Description of the task: Tally how many lines include "page". The number is the whole answer.

-*-

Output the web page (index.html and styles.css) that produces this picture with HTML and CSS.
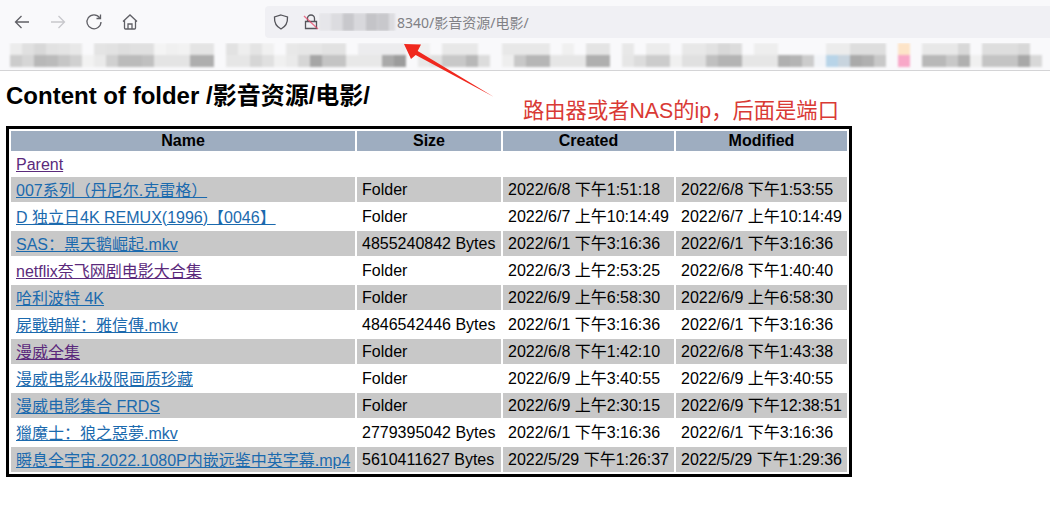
FILE: index.html
```html
<!DOCTYPE html>
<html lang="zh">
<head>
<meta charset="utf-8">
<title>Content of folder</title>
<link rel="stylesheet" href="styles.css">
</head>
<body>
<header class="chrome">
  <div class="toolbar">
    <nav class="nav">
      <svg class="nav-icon" viewBox="0 0 18 18"><path d="M16 9H2.5M8.5 3 2.5 9l6 6"/></svg>
      <svg class="nav-icon off" viewBox="0 0 18 18"><path d="M2 9h13.5M9.5 3l6 6-6 6"/></svg>
      <svg class="nav-icon" viewBox="0 0 18 18"><path d="M14.6 4.6A7 7 0 1 0 16 9M15.5 1.5v4h-4"/></svg>
      <svg class="nav-icon" viewBox="0 0 18 18"><path d="M2 8.5 9 2l7 6.500M3.500 7.500V15a1 1 0 0 0 1 1h9a1 1 0 0 0 1-1V7.500M7 16v-5h4v5"/></svg>
    </nav>
    <div class="urlbar">
      <svg class="shield" viewBox="0 0 16 16"><path d="M8 1 14.500 3c.3 5.500-1.500 9.500-6.500 12C3 12.500 1.200 8.500 1.500 3Z"/></svg>
      <svg class="lock" viewBox="0 0 16 16"><path class="lock-body" d="M4.500 7V4.500a3.500 3.500 0 0 1 7 0V7M2.500 7.500h11v7h-11Z"/><path class="lock-slash" d="M1 2l14 13"/></svg>
      <svg class="ip-mosaic" viewBox="0 0 80 18" preserveAspectRatio="none">
        <g class="soft">
          <rect x="0" width="12" height="18" fill="#e6e6ea"/><rect x="12" width="12" height="18" fill="#dcdce0"/><rect x="24" width="12" height="18" fill="#c8c8cc"/><rect x="36" width="12" height="18" fill="#d8d8dc"/><rect x="48" width="12" height="18" fill="#c4c4c8"/><rect x="60" width="12" height="18" fill="#c8c8cc"/><rect x="72" width="6" height="18" fill="#dcdce0"/>
        </g>
      </svg>
      <span class="url-text">8340/影音资源/电影/</span>
    </div>
  </div>
  <svg class="bookmarks" viewBox="0 0 1050 26" aria-hidden="true">
    <g class="soft">
      <g class="top">
        <rect x="10" width="12" height="12" fill="#ececec"/><rect x="22" width="12" height="12" fill="#e0e0e0"/><rect x="34" width="12" height="12" fill="#d8d8d8"/><rect x="46" width="12" height="12" fill="#e2e2e2"/><rect x="58" width="12" height="12" fill="#e4e4e4"/><rect x="70" width="12" height="12" fill="#e8e8e8"/><rect x="94" width="12" height="12" fill="#e4e4e4"/><rect x="106" width="12" height="12" fill="#e2e2e2"/><rect x="118" width="12" height="12" fill="#dedede"/><rect x="130" width="12" height="12" fill="#e0e0e0"/><rect x="142" width="12" height="12" fill="#e0e0e0"/><rect x="154" width="12" height="12" fill="#f4f4f4"/><rect x="166" width="12" height="12" fill="#f0f0f0"/><rect x="178" width="12" height="12" fill="#f2f2f2"/><rect x="190" width="24" height="12" fill="#e4e4e4"/>
        <rect x="226" width="12" height="12" fill="#e2e2e2"/><rect x="238" width="12" height="12" fill="#eee"/><rect x="250" width="12" height="12" fill="#e4e4e4"/><rect x="262" width="12" height="12" fill="#f0f0f0"/><rect x="286" width="12" height="12" fill="#e8e8e8"/><rect x="298" width="24" height="12" fill="#e6e6e6"/><rect x="322" width="24" height="12" fill="#e2e2e2"/><rect x="358" width="48" height="12" fill="#ececee"/><rect x="418" width="12" height="12" fill="#f0f0f0"/><rect x="442" width="36" height="12" fill="#e8e8e8"/><rect x="502" width="48" height="12" fill="#e8e8e8"/><rect x="562" width="12" height="12" fill="#f0f0f0"/><rect x="586" width="24" height="12" fill="#e4e4e4"/>
        <rect x="622" width="12" height="12" fill="#e8e8e8"/><rect x="646" width="24" height="12" fill="#ececec"/><rect x="682" width="12" height="12" fill="#e8e8e8"/><rect x="694" width="12" height="12" fill="#e8e8e8"/><rect x="706" width="12" height="12" fill="#e2e2e2"/><rect x="718" width="12" height="12" fill="#d8d8d8"/><rect x="730" width="12" height="12" fill="#dcdcdc"/><rect x="754" width="24" height="12" fill="#eee"/><rect x="826" width="24" height="12" fill="#ececec"/><rect x="850" width="36" height="12" fill="#dedede"/><rect x="898" width="12" height="12" fill="#fde4c8"/><rect x="922" width="36" height="12" fill="#e8e8e8"/><rect x="958" width="12" height="12" fill="#d8d8d8"/><rect x="982" width="36" height="12" fill="#dedede"/><rect x="1018" width="12" height="12" fill="#d8d8d8"/>
      </g>
      <g class="bottom">
        <rect x="10" y="12" width="12" height="12" fill="#ccc"/><rect x="22" y="12" width="12" height="12" fill="#d6d6d6"/><rect x="34" y="12" width="12" height="12" fill="#b8b8b8"/><rect x="46" y="12" width="12" height="12" fill="#bbb"/><rect x="58" y="12" width="12" height="12" fill="#c6c6c6"/><rect x="70" y="12" width="12" height="12" fill="#d0d0d0"/><rect x="82" y="12" width="12" height="12" fill="#f2f2f2"/><rect x="94" y="12" width="12" height="12" fill="#eaeaea"/><rect x="106" y="12" width="12" height="12" fill="#d0d0d0"/><rect x="118" y="12" width="24" height="12" fill="#bbb"/><rect x="142" y="12" width="12" height="12" fill="#c0c0c0"/><rect x="154" y="12" width="36" height="12" fill="#e4e4e4"/><rect x="190" y="12" width="24" height="12" fill="#aeaeae"/>
        <rect x="226" y="12" width="24" height="12" fill="#e6e6e6"/><rect x="250" y="12" width="12" height="12" fill="#d6d6d6"/><rect x="262" y="12" width="12" height="12" fill="#e0e0e0"/><rect x="274" y="12" width="12" height="12" fill="#f0f0f0"/><rect x="286" y="12" width="12" height="12" fill="#eaeaea"/><rect x="298" y="12" width="12" height="12" fill="#d6d6d6"/><rect x="310" y="12" width="12" height="12" fill="#a6a6a6"/><rect x="322" y="12" width="24" height="12" fill="#c4c4c4"/><rect x="346" y="12" width="36" height="12" fill="#e8e8e8"/><rect x="382" y="12" width="12" height="12" fill="#aaa"/><rect x="394" y="12" width="12" height="12" fill="#9c9c9c"/>
        <rect x="418" y="12" width="12" height="12" fill="#e8e8e8"/><rect x="430" y="12" width="12" height="12" fill="#e0e0e0"/><rect x="442" y="12" width="24" height="12" fill="#c8c8c8"/><rect x="466" y="12" width="12" height="12" fill="#b8b8b8"/><rect x="478" y="12" width="12" height="12" fill="#dcdcdc"/><rect x="502" y="12" width="12" height="12" fill="#eee"/><rect x="514" y="12" width="12" height="12" fill="#c8c8c8"/><rect x="526" y="12" width="24" height="12" fill="#b6b6b6"/><rect x="550" y="12" width="36" height="12" fill="#e6e6e6"/><rect x="586" y="12" width="24" height="12" fill="#afafaf"/>
        <rect x="622" y="12" width="12" height="12" fill="#e6e6e6"/><rect x="634" y="12" width="12" height="12" fill="#dcdcdc"/><rect x="646" y="12" width="24" height="12" fill="#cccccc"/><rect x="670" y="12" width="12" height="12" fill="#f0f0f0"/><rect x="682" y="12" width="24" height="12" fill="#e0e0e0"/><rect x="706" y="12" width="12" height="12" fill="#c0c0c0"/><rect x="718" y="12" width="24" height="12" fill="#b4b4b4"/><rect x="742" y="12" width="36" height="12" fill="#e6e6e6"/><rect x="778" y="12" width="12" height="12" fill="#b0b0b0"/><rect x="790" y="12" width="12" height="12" fill="#b4b4b4"/><rect x="802" y="12" width="12" height="12" fill="#ccc"/><rect x="814" y="12" width="12" height="12" fill="#f2f4f8"/><rect x="826" y="12" width="12" height="12" fill="#b8d4e8"/><rect x="838" y="12" width="12" height="12" fill="#c8d4de"/><rect x="850" y="12" width="12" height="12" fill="#aaa"/><rect x="862" y="12" width="12" height="12" fill="#b0b0b0"/><rect x="874" y="12" width="12" height="12" fill="#c8c8c8"/><rect x="898" y="12" width="12" height="12" fill="#f8a8c8"/><rect x="922" y="12" width="24" height="12" fill="#b8b8b8"/><rect x="946" y="12" width="12" height="12" fill="#c8c8c8"/><rect x="958" y="12" width="12" height="12" fill="#b0b0b0"/><rect x="970" y="12" width="12" height="12" fill="#f0f0f0"/><rect x="982" y="12" width="36" height="12" fill="#c4c4c4"/><rect x="1018" y="12" width="12" height="12" fill="#a8a8a8"/><rect x="1030" y="12" width="12" height="12" fill="#d8d8d8"/>
      </g>
    </g>
  </svg>
</header>

<main class="page">
  <h1 class="title">Content of folder /影音资源/电影/</h1>
  <table class="listing">
    <colgroup><col class="c-name"><col class="c-size"><col class="c-date"><col class="c-date"></colgroup>
    <thead>
      <tr><th>Name</th><th>Size</th><th>Created</th><th>Modified</th></tr>
    </thead>
    <tbody>
      <tr class="parent"><td colspan="4"><a class="visited" href="#">Parent</a></td></tr>
      <tr class="odd"><td><a href="#">007系列（丹尼尔.克雷格）</a></td><td>Folder</td><td>2022/6/8 下午1:51:18</td><td>2022/6/8 下午1:53:55</td></tr>
      <tr><td><a href="#">D 独立日4K REMUX(1996)【0046】</a></td><td>Folder</td><td>2022/6/7 上午10:14:49</td><td>2022/6/7 上午10:14:49</td></tr>
      <tr class="odd"><td><a href="#">SAS：黑天鹅崛起.mkv</a></td><td>4855240842 Bytes</td><td>2022/6/1 下午3:16:36</td><td>2022/6/1 下午3:16:36</td></tr>
      <tr><td><a class="visited" href="#">netflix奈飞网剧电影大合集</a></td><td>Folder</td><td>2022/6/3 上午2:53:25</td><td>2022/6/8 下午1:40:40</td></tr>
      <tr class="odd"><td><a href="#">哈利波特 4K</a></td><td>Folder</td><td>2022/6/9 上午6:58:30</td><td>2022/6/9 上午6:58:30</td></tr>
      <tr><td><a href="#">屍戰朝鮮：雅信傳.mkv</a></td><td>4846542446 Bytes</td><td>2022/6/1 下午3:16:36</td><td>2022/6/1 下午3:16:36</td></tr>
      <tr class="odd"><td><a class="visited" href="#">漫威全集</a></td><td>Folder</td><td>2022/6/8 下午1:42:10</td><td>2022/6/8 下午1:43:38</td></tr>
      <tr><td><a href="#">漫威电影4k极限画质珍藏</a></td><td>Folder</td><td>2022/6/9 上午3:40:55</td><td>2022/6/9 上午3:40:55</td></tr>
      <tr class="odd"><td><a href="#">漫威电影集合 FRDS</a></td><td>Folder</td><td>2022/6/9 上午2:30:15</td><td>2022/6/9 下午12:38:51</td></tr>
      <tr><td><a href="#">獵魔士：狼之惡夢.mkv</a></td><td>2779395042 Bytes</td><td>2022/6/1 下午3:16:36</td><td>2022/6/1 下午3:16:36</td></tr>
      <tr class="odd"><td><a href="#">瞬息全宇宙.2022.1080P内嵌远鉴中英字幕.mp4</a></td><td>5610411627 Bytes</td><td>2022/5/29 下午1:26:37</td><td>2022/5/29 下午1:29:36</td></tr>
    </tbody>
  </table>
</main>

<svg class="callout-arrow" viewBox="0 0 110 70" aria-hidden="true"><polygon points="9,8 26,8.500 22.700,15 99,61 20.700,19 16,23"/></svg>
<p class="callout-text">路由器或者NAS的ip，后面是端口</p>
</body>
</html>
```
FILE: styles.css
```css
* { box-sizing: border-box; }
html, body { margin: 0; padding: 0; background: #fff; }
body {
  position: relative;
  height: 511px;
  overflow: hidden;
  font-family: "Liberation Sans", "Noto Sans CJK SC", sans-serif;
  color: #000;
}

.chrome {
  height: 71px;
  background: #f9f9fb;
  border-bottom: 1px solid #d4d4d6;
}
.toolbar {
  display: flex;
  align-items: center;
  height: 43px;
}
.nav {
  display: flex;
  align-items: center;
  gap: 18px;
  width: 265px;
  padding-left: 13px;
}
.nav-icon {
  width: 18px;
  height: 18px;
  fill: none;
  stroke: #606066;
  stroke-width: 1.3;
}
.nav-icon.off { stroke: #c8c8cc; }

.urlbar {
  flex: 1;
  display: flex;
  align-items: center;
  height: 32px;
  padding-left: 8px;
  background: #f0f0f4;
  border-radius: 4px 0 0 4px;
}
.shield { width: 16px; height: 16px; fill: none; stroke: #55555b; stroke-width: 1.3; margin-right: 14px; }
.lock { width: 16px; height: 16px; fill: none; margin-right: 0; }
.lock-body { stroke: #55555b; stroke-width: 1.3; }
.lock-slash { stroke: #e8486a; stroke-width: 1.3; opacity: .75; }
.ip-mosaic { width: 78px; height: 18px; }
.url-text {
  font-family: "Noto Sans", "Noto Sans CJK SC", sans-serif;
  font-size: 14px;
  color: #808085;
}

.bookmarks { display: block; width: 1050px; height: 26px; }
.soft { filter: blur(1px); }

.page { padding: 0 6px; }
.title {
  margin: 11px 0 16px;
  font-size: 24px;
  line-height: 28px;
  font-weight: 700;
}

.listing {
  width: 846px;
  table-layout: fixed;
  border: 3px solid #000;
  border-spacing: 2px;
  border-collapse: separate;
  font-size: 16px;
  line-height: 20px;
}
.c-name { width: 344px; }
.c-size { width: 144px; }
.c-date { width: 171px; }

.listing th {
  height: 20px;
  padding: 0 5px;
  background: #9eadc0;
  font-weight: 700;
  text-align: center;
  white-space: nowrap;
}
.listing td {
  height: 25px;
  padding: 0 0 0 5px;
  white-space: nowrap;
}
.listing td:first-child { padding-top: 2px; }
.listing .parent td { height: 22px; }
.listing .odd td { background: #c8c8c8; }
.listing a { color: #1b6aae; text-decoration: underline; }
.listing a.visited { color: #5b2a7c; }

.callout-arrow {
  position: absolute;
  left: 395px;
  top: 36px;
  width: 110px;
  height: 70px;
  fill: #f0281e;
}
.callout-text {
  position: absolute;
  left: 523px;
  top: 97px;
  margin: 0;
  font-size: 21.3px;
  line-height: 28px;
  color: #d93a35;
  white-space: nowrap;
}
```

-*-

Complete output: 3